* STATED GOAL
Write out the material exactly, leaving every picture behind.

* COLLECTED MATERIAL
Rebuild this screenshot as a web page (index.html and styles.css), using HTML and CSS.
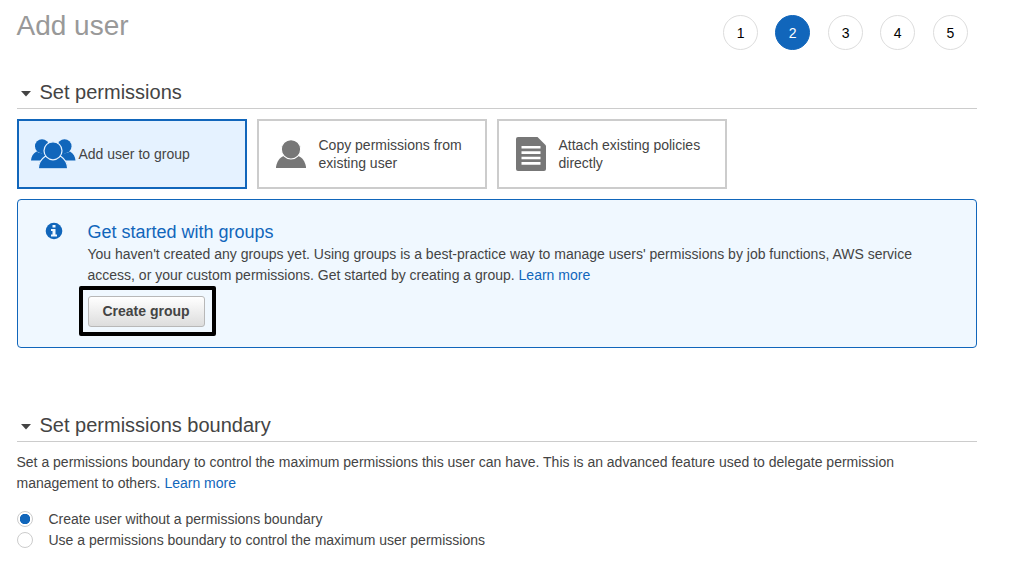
FILE: index.html
```html
<!DOCTYPE html>
<html lang="en">
<head>
<meta charset="utf-8">
<title>Add user</title>
<link rel="stylesheet" href="styles.css">
</head>
<body>
<main class="page">
  <header class="header">
    <h1 class="title">Add user</h1>
    <ol class="steps">
      <li class="step">1</li>
      <li class="step step-current">2</li>
      <li class="step">3</li>
      <li class="step">4</li>
      <li class="step">5</li>
    </ol>
  </header>

  <section>
    <h2 class="section-title"><svg class="caret" width="10" height="6" viewBox="0 0 10 6"><path d="M0 0H10L5 5.5Z"/></svg>Set permissions</h2>
    <div class="options">
      <div class="option option-selected">
        <span class="option-icon">
          <svg width="46" height="30" viewBox="0 0 46 30">
            <circle cx="11" cy="7.200" r="7"/><circle cx="33.500" cy="7.200" r="7"/>
            <path d="M0 21.500C.3 17.500 2 14.500 5.500 12.500Q10 15.500 15 13L20 21.500ZM44.500 21.500C44.200 17.500 42.500 14.500 39 12.500Q34.500 15.500 29.500 13L24.500 21.500Z"/>
            <path class="halo" d="M7.300 29.800C7.500 24 9.500 20.500 14 17.500H30C34.500 20.500 36.500 24 36.700 29.800Z"/>
            <circle class="halo" cx="22" cy="11.800" r="9"/>
          </svg>
        </span>
        <span>Add user to group</span>
      </div>
      <div class="option">
        <span class="option-icon">
          <svg width="30" height="28" viewBox="0 0 30 28">
            <path d="M0 28V27C1 21 4 17.500 7.500 16H22.500C26 17.500 29 21 30 27V28Z"/>
            <circle class="gap" cx="15" cy="9.300" r="9.700"/>
          </svg>
        </span>
        <span>Copy permissions from<br>existing user</span>
      </div>
      <div class="option">
        <span class="option-icon">
          <svg width="30" height="34" viewBox="0 0 30 34">
            <path d="M2 0H21.500L30 8.500V32Q30 34 28 34H2Q0 34 0 32V2Q0 0 2 0Z"/>
            <path class="lines" d="M5.500 10.200H24.500M5.500 15.600H24.500M5.500 21H24.500M5.500 26.400H24.500"/>
          </svg>
        </span>
        <span>Attach existing policies<br>directly</span>
      </div>
    </div>

    <div class="panel">
      <svg class="info" width="17" height="18" viewBox="0 0 17 18">
        <circle cx="8" cy="9" r="8.300"/>
        <path d="M6.500 3H9.500V5.500H6.500ZM5 7H9.500V12.500H11V14.500H5V12.500H6.500V9H5Z"/>
      </svg>
      <div>
        <h3 class="panel-title">Get started with groups</h3>
        <p class="text">You haven't created any groups yet. Using groups is a best-practice way to manage users' permissions by job functions, AWS service<br>access, or your custom permissions. Get started by creating a group. <a class="link">Learn more</a></p>
        <div class="highlight"><button class="button">Create group</button></div>
      </div>
    </div>
  </section>

  <section class="boundary">
    <h2 class="section-title"><svg class="caret" width="10" height="6" viewBox="0 0 10 6"><path d="M0 0H10L5 5.5Z"/></svg>Set permissions boundary</h2>
    <p class="text intro">Set a permissions boundary to control the maximum permissions this user can have. This is an advanced feature used to delegate permission<br>management to others. <a class="link">Learn more</a></p>
    <label class="choice"><span class="radio radio-on"></span>Create user without a permissions boundary</label>
    <label class="choice"><span class="radio"></span>Use a permissions boundary to control the maximum user permissions</label>
  </section>
</main>
</body>
</html>
```

FILE: styles.css
```css
* { box-sizing: border-box; }
body {
  margin: 0;
  background: #fff;
  color: #444;
  font: 14px/21px "Liberation Sans", Arial, sans-serif;
  overflow: hidden;
}
h1, h2, h3, p, ol { margin: 0; padding: 0; font-weight: 400; }
.page { width: 960px; margin-left: 17px; }
.header {
  display: flex;
  justify-content: space-between;
  height: 80px;
  padding: 9px 9px 0 0;
}
.title { margin: 1px 0 0 -0.5px; font-size: 28px; line-height: 32px; color: #999; }
.steps { display: flex; gap: 17.45px; margin-top: 6px; list-style: none; }
.step {
  width: 35px;
  height: 35px;
  border: 1px solid #ddd;
  border-radius: 50%;
  color: #000;
  line-height: 35px;
  text-align: center;
}
.step:nth-child(2), .step:nth-child(4) { margin: 0 0.5px 0 -0.5px; }
.step-current { background: #1166bb; border-color: #1166bb; color: #fff; }
.section-title {
  display: flex;
  height: 29px;
  padding-left: 4px;
  border-bottom: 1px solid #ccc;
  font-size: 20px;
  line-height: 24px;
}
.caret { margin: 11px 8.5px 0 0; fill: #444; }
.options { display: flex; gap: 10px; margin-top: 10px; }
.option {
  display: flex;
  align-items: center;
  width: 230px;
  height: 70px;
  border: 2px solid #ccc;
  line-height: 18px;
}
.option-selected { background: #e5f2ff; border-color: #1166bb; }
.option-icon {
  display: flex;
  width: 59.5px;
  padding-left: 17px;
  flex: none;
  fill: #777;
}
.option-selected .option-icon { padding-left: 12px; fill: #1166bb; }
.halo { stroke: #e5f2ff; stroke-width: 1.2px; }
.gap { stroke: #fff; stroke-width: 1.2px; }
.lines { fill: none; stroke: #fff; stroke-width: 2.6px; }
.panel {
  display: flex;
  height: 149px;
  margin-top: 10px;
  padding: 22px 0 0 27.5px;
  border: 1px solid #1166bb;
  border-radius: 4px;
  background: #f0f8ff;
}
.info { flex: none; margin: 0 25px 0 0; overflow: visible; fill: #1166bb; }
.info path { fill: #f0f8ff; }
.panel-title { margin-bottom: 1px; color: #1166bb; font-size: 18px; line-height: 21px; }
.text { white-space: nowrap; }
.link { color: #1166bb; }
.highlight {
  width: 137px;
  height: 50px;
  margin: -0.5px 0 0 -9px;
  padding: 6px 5px;
  border: 4px solid #000;
  border-radius: 2px;
}
.button {
  display: block;
  width: 117px;
  height: 31px;
  padding: 0;
  border: 1px solid #b8b8b8;
  border-radius: 3px;
  background: linear-gradient(#fff, #ddd);
  color: #444;
  font: bold 14px/28px "Liberation Sans", Arial, sans-serif;
}
.boundary { margin-top: 65px; }
.intro { margin: 10px 0 15px -0.5px; }
.choice { display: flex; align-items: flex-start; gap: 15.5px; }
.radio {
  width: 16px;
  height: 16px;
  margin-top: 2px;
  border: 1px solid #ccc;
  border-radius: 50%;
}
.radio-on { background: radial-gradient(circle, #1166bb 4.9px, #fff 5.5px); }
```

* SOLVED PROBLEM
Rebuild this screenshot as a web page (index.html and styles.css), using HTML and CSS.
FILE: index.html
```html
<!DOCTYPE html>
<html lang="en">
<head>
<meta charset="utf-8">
<title>Add user</title>
<link rel="stylesheet" href="styles.css">
</head>
<body>
<main class="page">
  <header class="header">
    <h1 class="title">Add user</h1>
    <ol class="steps">
      <li class="step">1</li>
      <li class="step step-current">2</li>
      <li class="step">3</li>
      <li class="step">4</li>
      <li class="step">5</li>
    </ol>
  </header>

  <section>
    <h2 class="section-title"><svg class="caret" width="10" height="6" viewBox="0 0 10 6"><path d="M0 0H10L5 5.5Z"/></svg>Set permissions</h2>
    <div class="options">
      <div class="option option-selected">
        <span class="option-icon">
          <svg width="46" height="30" viewBox="0 0 46 30">
            <circle cx="11" cy="7.200" r="7"/><circle cx="33.500" cy="7.200" r="7"/>
            <path d="M0 21.500C.3 17.500 2 14.500 5.500 12.500Q10 15.500 15 13L20 21.500ZM44.500 21.500C44.200 17.500 42.500 14.500 39 12.500Q34.500 15.500 29.500 13L24.500 21.500Z"/>
            <path class="halo" d="M7.300 29.800C7.500 24 9.500 20.500 14 17.500H30C34.500 20.500 36.500 24 36.700 29.800Z"/>
            <circle class="halo" cx="22" cy="11.800" r="9"/>
          </svg>
        </span>
        <span>Add user to group</span>
      </div>
      <div class="option">
        <span class="option-icon">
          <svg width="30" height="28" viewBox="0 0 30 28">
            <path d="M0 28V27C1 21 4 17.500 7.500 16H22.500C26 17.500 29 21 30 27V28Z"/>
            <circle class="gap" cx="15" cy="9.300" r="9.700"/>
          </svg>
        </span>
        <span>Copy permissions from<br>existing user</span>
      </div>
      <div class="option">
        <span class="option-icon">
          <svg width="30" height="34" viewBox="0 0 30 34">
            <path d="M2 0H21.500L30 8.500V32Q30 34 28 34H2Q0 34 0 32V2Q0 0 2 0Z"/>
            <path class="lines" d="M5.500 10.200H24.500M5.500 15.600H24.500M5.500 21H24.500M5.500 26.400H24.500"/>
          </svg>
        </span>
        <span>Attach existing policies<br>directly</span>
      </div>
    </div>

    <div class="panel">
      <svg class="info" width="17" height="18" viewBox="0 0 17 18">
        <circle cx="8" cy="9" r="8.300"/>
        <path d="M6.500 3H9.500V5.500H6.500ZM5 7H9.500V12.500H11V14.500H5V12.500H6.500V9H5Z"/>
      </svg>
      <div>
        <h3 class="panel-title">Get started with groups</h3>
        <p class="text">You haven't created any groups yet. Using groups is a best-practice way to manage users' permissions by job functions, AWS service<br>access, or your custom permissions. Get started by creating a group. <a class="link">Learn more</a></p>
        <div class="highlight"><button class="button">Create group</button></div>
      </div>
    </div>
  </section>

  <section class="boundary">
    <h2 class="section-title"><svg class="caret" width="10" height="6" viewBox="0 0 10 6"><path d="M0 0H10L5 5.5Z"/></svg>Set permissions boundary</h2>
    <p class="text intro">Set a permissions boundary to control the maximum permissions this user can have. This is an advanced feature used to delegate permission<br>management to others. <a class="link">Learn more</a></p>
    <label class="choice"><span class="radio radio-on"></span>Create user without a permissions boundary</label>
    <label class="choice"><span class="radio"></span>Use a permissions boundary to control the maximum user permissions</label>
  </section>
</main>
</body>
</html>
```

FILE: styles.css
```css
* { box-sizing: border-box; }
body {
  margin: 0;
  background: #fff;
  color: #444;
  font: 14px/21px "Liberation Sans", Arial, sans-serif;
  overflow: hidden;
}
h1, h2, h3, p, ol { margin: 0; padding: 0; font-weight: 400; }
.page { width: 960px; margin-left: 17px; }
.header {
  display: flex;
  justify-content: space-between;
  height: 80px;
  padding: 9px 9px 0 0;
}
.title { margin: 1px 0 0 -0.5px; font-size: 28px; line-height: 32px; color: #999; }
.steps { display: flex; gap: 17.45px; margin-top: 6px; list-style: none; }
.step {
  width: 35px;
  height: 35px;
  border: 1px solid #ddd;
  border-radius: 50%;
  color: #000;
  line-height: 35px;
  text-align: center;
}
.step:nth-child(2), .step:nth-child(4) { margin: 0 0.5px 0 -0.5px; }
.step-current { background: #1166bb; border-color: #1166bb; color: #fff; }
.section-title {
  display: flex;
  height: 29px;
  padding-left: 4px;
  border-bottom: 1px solid #ccc;
  font-size: 20px;
  line-height: 24px;
}
.caret { margin: 11px 8.5px 0 0; fill: #444; }
.options { display: flex; gap: 10px; margin-top: 10px; }
.option {
  display: flex;
  align-items: center;
  width: 230px;
  height: 70px;
  border: 2px solid #ccc;
  line-height: 18px;
}
.option-selected { background: #e5f2ff; border-color: #1166bb; }
.option-icon {
  display: flex;
  width: 59.5px;
  padding-left: 17px;
  flex: none;
  fill: #777;
}
.option-selected .option-icon { padding-left: 12px; fill: #1166bb; }
.halo { stroke: #e5f2ff; stroke-width: 1.2px; }
.gap { stroke: #fff; stroke-width: 1.2px; }
.lines { fill: none; stroke: #fff; stroke-width: 2.6px; }
.panel {
  display: flex;
  height: 149px;
  margin-top: 10px;
  padding: 22px 0 0 27.5px;
  border: 1px solid #1166bb;
  border-radius: 4px;
  background: #f0f8ff;
}
.info { flex: none; margin: 0 25px 0 0; overflow: visible; fill: #1166bb; }
.info path { fill: #f0f8ff; }
.panel-title { margin-bottom: 1px; color: #1166bb; font-size: 18px; line-height: 21px; }
.text { white-space: nowrap; }
.link { color: #1166bb; }
.highlight {
  width: 137px;
  height: 50px;
  margin: -0.5px 0 0 -9px;
  padding: 6px 5px;
  border: 4px solid #000;
  border-radius: 2px;
}
.button {
  display: block;
  width: 117px;
  height: 31px;
  padding: 0;
  border: 1px solid #b8b8b8;
  border-radius: 3px;
  background: linear-gradient(#fff, #ddd);
  color: #444;
  font: bold 14px/28px "Liberation Sans", Arial, sans-serif;
}
.boundary { margin-top: 65px; }
.intro { margin: 10px 0 15px -0.5px; }
.choice { display: flex; align-items: flex-start; gap: 15.5px; }
.radio {
  width: 16px;
  height: 16px;
  margin-top: 2px;
  border: 1px solid #ccc;
  border-radius: 50%;
}
.radio-on { background: radial-gradient(circle, #1166bb 4.9px, #fff 5.5px); }
```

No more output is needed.